→ Your instructions:
Set the listing down again exactly, please, apart from its pictures.

→ Dataset excerpt:

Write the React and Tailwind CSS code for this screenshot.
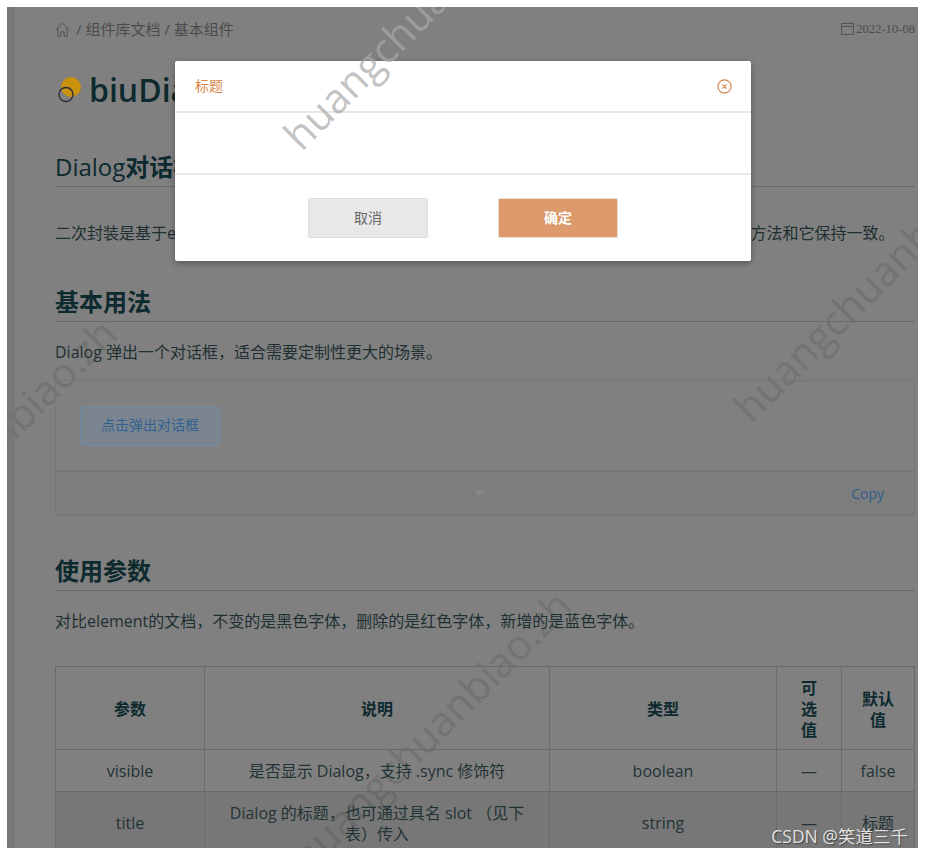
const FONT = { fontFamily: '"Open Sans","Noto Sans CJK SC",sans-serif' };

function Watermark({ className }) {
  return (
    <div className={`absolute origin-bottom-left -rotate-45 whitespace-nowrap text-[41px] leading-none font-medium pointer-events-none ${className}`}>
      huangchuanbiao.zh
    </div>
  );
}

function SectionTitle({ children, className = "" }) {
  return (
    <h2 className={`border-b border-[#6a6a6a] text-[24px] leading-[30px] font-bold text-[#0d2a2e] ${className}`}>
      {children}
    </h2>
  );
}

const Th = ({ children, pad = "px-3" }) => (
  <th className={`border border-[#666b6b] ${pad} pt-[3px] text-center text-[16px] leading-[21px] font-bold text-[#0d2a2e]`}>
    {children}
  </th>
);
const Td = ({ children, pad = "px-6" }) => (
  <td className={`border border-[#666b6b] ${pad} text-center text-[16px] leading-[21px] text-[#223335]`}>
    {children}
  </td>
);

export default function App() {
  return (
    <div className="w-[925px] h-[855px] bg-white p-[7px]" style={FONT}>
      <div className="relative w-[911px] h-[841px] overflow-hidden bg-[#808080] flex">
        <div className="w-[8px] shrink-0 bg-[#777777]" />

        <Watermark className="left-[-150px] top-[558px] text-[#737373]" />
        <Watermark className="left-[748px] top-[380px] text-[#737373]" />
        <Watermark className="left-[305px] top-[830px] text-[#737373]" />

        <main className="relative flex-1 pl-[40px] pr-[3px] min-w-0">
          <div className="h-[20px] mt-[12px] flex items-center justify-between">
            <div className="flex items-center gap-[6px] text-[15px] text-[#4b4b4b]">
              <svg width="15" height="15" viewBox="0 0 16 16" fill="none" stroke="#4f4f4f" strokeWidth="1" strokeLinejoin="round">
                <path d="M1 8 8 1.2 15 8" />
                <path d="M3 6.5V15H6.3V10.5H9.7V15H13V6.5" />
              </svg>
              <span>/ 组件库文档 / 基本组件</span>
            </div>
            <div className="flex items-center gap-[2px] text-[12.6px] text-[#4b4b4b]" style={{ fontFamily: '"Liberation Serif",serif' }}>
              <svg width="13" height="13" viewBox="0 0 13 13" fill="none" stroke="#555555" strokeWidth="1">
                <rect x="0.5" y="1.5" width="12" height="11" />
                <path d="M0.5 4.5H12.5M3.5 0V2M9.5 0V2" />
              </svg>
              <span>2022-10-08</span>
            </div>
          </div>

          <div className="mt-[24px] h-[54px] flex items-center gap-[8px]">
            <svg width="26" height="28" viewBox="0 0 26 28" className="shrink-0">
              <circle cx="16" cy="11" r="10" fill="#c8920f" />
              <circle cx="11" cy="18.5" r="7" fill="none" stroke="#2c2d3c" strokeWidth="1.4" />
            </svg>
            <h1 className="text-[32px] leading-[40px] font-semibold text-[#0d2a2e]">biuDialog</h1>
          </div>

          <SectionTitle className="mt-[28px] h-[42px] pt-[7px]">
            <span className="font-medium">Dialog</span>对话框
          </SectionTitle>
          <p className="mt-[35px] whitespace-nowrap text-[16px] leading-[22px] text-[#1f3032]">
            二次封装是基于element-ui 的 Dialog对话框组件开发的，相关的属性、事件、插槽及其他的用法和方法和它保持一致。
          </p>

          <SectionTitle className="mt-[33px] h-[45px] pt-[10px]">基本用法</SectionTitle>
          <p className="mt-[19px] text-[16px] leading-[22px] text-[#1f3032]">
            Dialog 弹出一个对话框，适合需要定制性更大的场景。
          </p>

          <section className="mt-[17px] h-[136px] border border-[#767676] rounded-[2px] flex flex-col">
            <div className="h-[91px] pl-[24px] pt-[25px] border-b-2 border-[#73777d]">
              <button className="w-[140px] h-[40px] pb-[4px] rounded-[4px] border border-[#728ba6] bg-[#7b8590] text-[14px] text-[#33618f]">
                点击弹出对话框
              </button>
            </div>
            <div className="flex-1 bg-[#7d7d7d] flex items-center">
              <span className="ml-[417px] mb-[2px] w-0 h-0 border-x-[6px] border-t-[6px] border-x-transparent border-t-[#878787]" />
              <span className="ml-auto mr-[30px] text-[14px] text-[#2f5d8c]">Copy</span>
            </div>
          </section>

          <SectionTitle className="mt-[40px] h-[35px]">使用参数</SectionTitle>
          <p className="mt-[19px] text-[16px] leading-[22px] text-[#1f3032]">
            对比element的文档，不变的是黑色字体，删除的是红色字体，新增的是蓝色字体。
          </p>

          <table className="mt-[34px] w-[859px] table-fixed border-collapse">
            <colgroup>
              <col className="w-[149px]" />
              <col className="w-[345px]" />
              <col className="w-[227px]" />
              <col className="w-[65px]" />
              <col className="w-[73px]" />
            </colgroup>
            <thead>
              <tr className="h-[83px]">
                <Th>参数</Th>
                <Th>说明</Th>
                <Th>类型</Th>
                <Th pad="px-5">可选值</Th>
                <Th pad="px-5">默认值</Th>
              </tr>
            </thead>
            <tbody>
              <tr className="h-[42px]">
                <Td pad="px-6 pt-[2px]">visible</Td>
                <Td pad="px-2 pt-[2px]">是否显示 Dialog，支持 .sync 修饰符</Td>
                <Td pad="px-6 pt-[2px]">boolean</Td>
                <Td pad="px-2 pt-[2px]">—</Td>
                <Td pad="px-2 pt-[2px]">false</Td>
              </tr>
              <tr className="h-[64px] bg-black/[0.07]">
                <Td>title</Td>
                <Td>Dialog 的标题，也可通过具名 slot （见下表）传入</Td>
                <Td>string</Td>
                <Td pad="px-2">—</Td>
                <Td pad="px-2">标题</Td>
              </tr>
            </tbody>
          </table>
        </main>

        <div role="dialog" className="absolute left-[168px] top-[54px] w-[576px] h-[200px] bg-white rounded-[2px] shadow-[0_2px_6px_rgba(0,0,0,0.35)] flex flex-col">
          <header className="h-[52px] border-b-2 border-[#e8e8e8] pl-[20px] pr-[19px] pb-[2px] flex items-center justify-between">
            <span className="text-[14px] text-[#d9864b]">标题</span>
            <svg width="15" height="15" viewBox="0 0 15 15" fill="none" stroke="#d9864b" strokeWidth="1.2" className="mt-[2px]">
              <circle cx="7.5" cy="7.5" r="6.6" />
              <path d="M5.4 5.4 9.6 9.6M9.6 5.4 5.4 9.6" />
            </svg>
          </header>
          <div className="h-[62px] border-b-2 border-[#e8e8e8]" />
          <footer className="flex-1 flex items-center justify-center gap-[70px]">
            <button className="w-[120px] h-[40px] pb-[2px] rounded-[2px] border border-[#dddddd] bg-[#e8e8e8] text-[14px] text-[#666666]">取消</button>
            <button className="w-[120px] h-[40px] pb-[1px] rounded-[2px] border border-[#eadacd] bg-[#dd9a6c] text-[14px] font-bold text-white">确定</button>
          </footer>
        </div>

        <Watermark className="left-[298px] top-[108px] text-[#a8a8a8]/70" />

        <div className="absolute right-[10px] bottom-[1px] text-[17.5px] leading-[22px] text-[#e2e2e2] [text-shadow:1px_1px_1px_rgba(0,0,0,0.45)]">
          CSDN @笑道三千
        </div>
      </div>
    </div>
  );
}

→ Completed exercise:
Write the React and Tailwind CSS code for this screenshot.
const FONT = { fontFamily: '"Open Sans","Noto Sans CJK SC",sans-serif' };

function Watermark({ className }) {
  return (
    <div className={`absolute origin-bottom-left -rotate-45 whitespace-nowrap text-[41px] leading-none font-medium pointer-events-none ${className}`}>
      huangchuanbiao.zh
    </div>
  );
}

function SectionTitle({ children, className = "" }) {
  return (
    <h2 className={`border-b border-[#6a6a6a] text-[24px] leading-[30px] font-bold text-[#0d2a2e] ${className}`}>
      {children}
    </h2>
  );
}

const Th = ({ children, pad = "px-3" }) => (
  <th className={`border border-[#666b6b] ${pad} pt-[3px] text-center text-[16px] leading-[21px] font-bold text-[#0d2a2e]`}>
    {children}
  </th>
);
const Td = ({ children, pad = "px-6" }) => (
  <td className={`border border-[#666b6b] ${pad} text-center text-[16px] leading-[21px] text-[#223335]`}>
    {children}
  </td>
);

export default function App() {
  return (
    <div className="w-[925px] h-[855px] bg-white p-[7px]" style={FONT}>
      <div className="relative w-[911px] h-[841px] overflow-hidden bg-[#808080] flex">
        <div className="w-[8px] shrink-0 bg-[#777777]" />

        <Watermark className="left-[-150px] top-[558px] text-[#737373]" />
        <Watermark className="left-[748px] top-[380px] text-[#737373]" />
        <Watermark className="left-[305px] top-[830px] text-[#737373]" />

        <main className="relative flex-1 pl-[40px] pr-[3px] min-w-0">
          <div className="h-[20px] mt-[12px] flex items-center justify-between">
            <div className="flex items-center gap-[6px] text-[15px] text-[#4b4b4b]">
              <svg width="15" height="15" viewBox="0 0 16 16" fill="none" stroke="#4f4f4f" strokeWidth="1" strokeLinejoin="round">
                <path d="M1 8 8 1.2 15 8" />
                <path d="M3 6.5V15H6.3V10.5H9.7V15H13V6.5" />
              </svg>
              <span>/ 组件库文档 / 基本组件</span>
            </div>
            <div className="flex items-center gap-[2px] text-[12.6px] text-[#4b4b4b]" style={{ fontFamily: '"Liberation Serif",serif' }}>
              <svg width="13" height="13" viewBox="0 0 13 13" fill="none" stroke="#555555" strokeWidth="1">
                <rect x="0.5" y="1.5" width="12" height="11" />
                <path d="M0.5 4.5H12.5M3.5 0V2M9.5 0V2" />
              </svg>
              <span>2022-10-08</span>
            </div>
          </div>

          <div className="mt-[24px] h-[54px] flex items-center gap-[8px]">
            <svg width="26" height="28" viewBox="0 0 26 28" className="shrink-0">
              <circle cx="16" cy="11" r="10" fill="#c8920f" />
              <circle cx="11" cy="18.5" r="7" fill="none" stroke="#2c2d3c" strokeWidth="1.4" />
            </svg>
            <h1 className="text-[32px] leading-[40px] font-semibold text-[#0d2a2e]">biuDialog</h1>
          </div>

          <SectionTitle className="mt-[28px] h-[42px] pt-[7px]">
            <span className="font-medium">Dialog</span>对话框
          </SectionTitle>
          <p className="mt-[35px] whitespace-nowrap text-[16px] leading-[22px] text-[#1f3032]">
            二次封装是基于element-ui 的 Dialog对话框组件开发的，相关的属性、事件、插槽及其他的用法和方法和它保持一致。
          </p>

          <SectionTitle className="mt-[33px] h-[45px] pt-[10px]">基本用法</SectionTitle>
          <p className="mt-[19px] text-[16px] leading-[22px] text-[#1f3032]">
            Dialog 弹出一个对话框，适合需要定制性更大的场景。
          </p>

          <section className="mt-[17px] h-[136px] border border-[#767676] rounded-[2px] flex flex-col">
            <div className="h-[91px] pl-[24px] pt-[25px] border-b-2 border-[#73777d]">
              <button className="w-[140px] h-[40px] pb-[4px] rounded-[4px] border border-[#728ba6] bg-[#7b8590] text-[14px] text-[#33618f]">
                点击弹出对话框
              </button>
            </div>
            <div className="flex-1 bg-[#7d7d7d] flex items-center">
              <span className="ml-[417px] mb-[2px] w-0 h-0 border-x-[6px] border-t-[6px] border-x-transparent border-t-[#878787]" />
              <span className="ml-auto mr-[30px] text-[14px] text-[#2f5d8c]">Copy</span>
            </div>
          </section>

          <SectionTitle className="mt-[40px] h-[35px]">使用参数</SectionTitle>
          <p className="mt-[19px] text-[16px] leading-[22px] text-[#1f3032]">
            对比element的文档，不变的是黑色字体，删除的是红色字体，新增的是蓝色字体。
          </p>

          <table className="mt-[34px] w-[859px] table-fixed border-collapse">
            <colgroup>
              <col className="w-[149px]" />
              <col className="w-[345px]" />
              <col className="w-[227px]" />
              <col className="w-[65px]" />
              <col className="w-[73px]" />
            </colgroup>
            <thead>
              <tr className="h-[83px]">
                <Th>参数</Th>
                <Th>说明</Th>
                <Th>类型</Th>
                <Th pad="px-5">可选值</Th>
                <Th pad="px-5">默认值</Th>
              </tr>
            </thead>
            <tbody>
              <tr className="h-[42px]">
                <Td pad="px-6 pt-[2px]">visible</Td>
                <Td pad="px-2 pt-[2px]">是否显示 Dialog，支持 .sync 修饰符</Td>
                <Td pad="px-6 pt-[2px]">boolean</Td>
                <Td pad="px-2 pt-[2px]">—</Td>
                <Td pad="px-2 pt-[2px]">false</Td>
              </tr>
              <tr className="h-[64px] bg-black/[0.07]">
                <Td>title</Td>
                <Td>Dialog 的标题，也可通过具名 slot （见下表）传入</Td>
                <Td>string</Td>
                <Td pad="px-2">—</Td>
                <Td pad="px-2">标题</Td>
              </tr>
            </tbody>
          </table>
        </main>

        <div role="dialog" className="absolute left-[168px] top-[54px] w-[576px] h-[200px] bg-white rounded-[2px] shadow-[0_2px_6px_rgba(0,0,0,0.35)] flex flex-col">
          <header className="h-[52px] border-b-2 border-[#e8e8e8] pl-[20px] pr-[19px] pb-[2px] flex items-center justify-between">
            <span className="text-[14px] text-[#d9864b]">标题</span>
            <svg width="15" height="15" viewBox="0 0 15 15" fill="none" stroke="#d9864b" strokeWidth="1.2" className="mt-[2px]">
              <circle cx="7.5" cy="7.5" r="6.6" />
              <path d="M5.4 5.4 9.6 9.6M9.6 5.4 5.4 9.6" />
            </svg>
          </header>
          <div className="h-[62px] border-b-2 border-[#e8e8e8]" />
          <footer className="flex-1 flex items-center justify-center gap-[70px]">
            <button className="w-[120px] h-[40px] pb-[2px] rounded-[2px] border border-[#dddddd] bg-[#e8e8e8] text-[14px] text-[#666666]">取消</button>
            <button className="w-[120px] h-[40px] pb-[1px] rounded-[2px] border border-[#eadacd] bg-[#dd9a6c] text-[14px] font-bold text-white">确定</button>
          </footer>
        </div>

        <Watermark className="left-[298px] top-[108px] text-[#a8a8a8]/70" />

        <div className="absolute right-[10px] bottom-[1px] text-[17.5px] leading-[22px] text-[#e2e2e2] [text-shadow:1px_1px_1px_rgba(0,0,0,0.45)]">
          CSDN @笑道三千
        </div>
      </div>
    </div>
  );
}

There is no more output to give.